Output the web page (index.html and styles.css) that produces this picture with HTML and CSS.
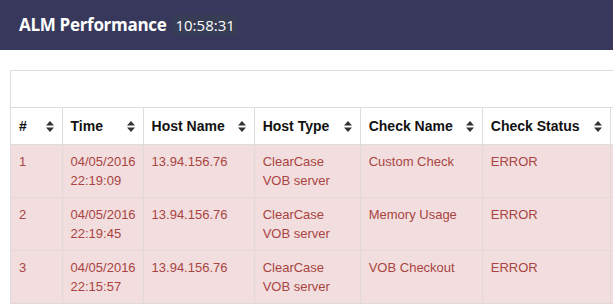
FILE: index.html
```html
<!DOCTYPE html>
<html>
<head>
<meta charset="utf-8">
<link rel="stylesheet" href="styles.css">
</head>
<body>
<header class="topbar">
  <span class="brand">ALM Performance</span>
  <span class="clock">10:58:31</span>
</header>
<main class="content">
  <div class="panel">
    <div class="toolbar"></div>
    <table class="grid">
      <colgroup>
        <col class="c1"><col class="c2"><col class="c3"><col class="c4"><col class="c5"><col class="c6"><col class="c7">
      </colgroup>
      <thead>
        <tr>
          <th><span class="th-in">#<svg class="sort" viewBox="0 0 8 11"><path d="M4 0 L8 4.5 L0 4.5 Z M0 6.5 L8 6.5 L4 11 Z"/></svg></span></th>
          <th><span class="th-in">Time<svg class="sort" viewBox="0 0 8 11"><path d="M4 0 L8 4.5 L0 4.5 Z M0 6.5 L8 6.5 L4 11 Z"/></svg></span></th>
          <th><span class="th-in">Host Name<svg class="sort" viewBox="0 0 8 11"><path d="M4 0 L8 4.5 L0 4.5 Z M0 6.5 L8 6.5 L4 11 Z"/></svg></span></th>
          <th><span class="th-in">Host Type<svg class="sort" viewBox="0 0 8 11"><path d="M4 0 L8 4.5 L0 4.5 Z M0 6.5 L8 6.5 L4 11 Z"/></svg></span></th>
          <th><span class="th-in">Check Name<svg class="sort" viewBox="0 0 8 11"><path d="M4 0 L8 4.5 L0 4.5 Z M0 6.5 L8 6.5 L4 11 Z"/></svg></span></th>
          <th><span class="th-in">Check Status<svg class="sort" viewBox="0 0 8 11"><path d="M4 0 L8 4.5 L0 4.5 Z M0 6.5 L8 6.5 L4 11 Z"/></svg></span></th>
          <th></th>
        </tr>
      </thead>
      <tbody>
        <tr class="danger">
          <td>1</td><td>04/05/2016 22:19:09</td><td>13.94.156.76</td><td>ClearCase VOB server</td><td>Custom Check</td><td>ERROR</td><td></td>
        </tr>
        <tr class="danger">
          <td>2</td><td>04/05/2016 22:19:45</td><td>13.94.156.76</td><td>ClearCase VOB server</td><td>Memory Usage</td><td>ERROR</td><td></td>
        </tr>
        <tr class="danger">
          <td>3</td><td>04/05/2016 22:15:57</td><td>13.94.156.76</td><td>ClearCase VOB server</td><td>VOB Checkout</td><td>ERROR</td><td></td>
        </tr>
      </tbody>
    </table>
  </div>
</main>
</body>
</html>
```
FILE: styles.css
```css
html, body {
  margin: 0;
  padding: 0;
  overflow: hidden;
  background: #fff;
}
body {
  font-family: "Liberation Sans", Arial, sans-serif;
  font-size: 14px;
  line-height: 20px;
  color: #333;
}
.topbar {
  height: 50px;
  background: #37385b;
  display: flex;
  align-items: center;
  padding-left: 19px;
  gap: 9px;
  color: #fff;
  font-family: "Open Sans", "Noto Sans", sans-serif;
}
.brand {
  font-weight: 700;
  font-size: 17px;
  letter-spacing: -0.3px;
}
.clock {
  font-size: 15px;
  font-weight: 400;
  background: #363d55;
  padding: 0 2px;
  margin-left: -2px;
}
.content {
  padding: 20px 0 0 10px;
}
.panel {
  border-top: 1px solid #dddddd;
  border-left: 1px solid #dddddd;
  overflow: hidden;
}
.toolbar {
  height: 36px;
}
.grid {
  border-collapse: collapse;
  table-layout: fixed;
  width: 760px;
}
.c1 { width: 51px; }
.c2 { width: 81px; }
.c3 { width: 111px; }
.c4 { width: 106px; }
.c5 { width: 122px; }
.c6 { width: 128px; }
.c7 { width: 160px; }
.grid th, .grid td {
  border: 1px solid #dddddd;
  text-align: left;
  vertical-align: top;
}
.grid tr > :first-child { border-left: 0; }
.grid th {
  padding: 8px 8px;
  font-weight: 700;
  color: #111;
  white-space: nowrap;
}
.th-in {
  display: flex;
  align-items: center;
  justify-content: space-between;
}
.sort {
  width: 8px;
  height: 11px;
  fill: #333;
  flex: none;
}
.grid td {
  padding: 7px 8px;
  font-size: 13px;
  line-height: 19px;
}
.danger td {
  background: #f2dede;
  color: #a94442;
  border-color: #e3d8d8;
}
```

= = = =

• WHAT IS REQUIRED
Show every line that contains the word "index".

• EXERCISE OUTPUT
Output the web page (index.html and styles.css) that produces this picture with HTML and CSS.
FILE: index.html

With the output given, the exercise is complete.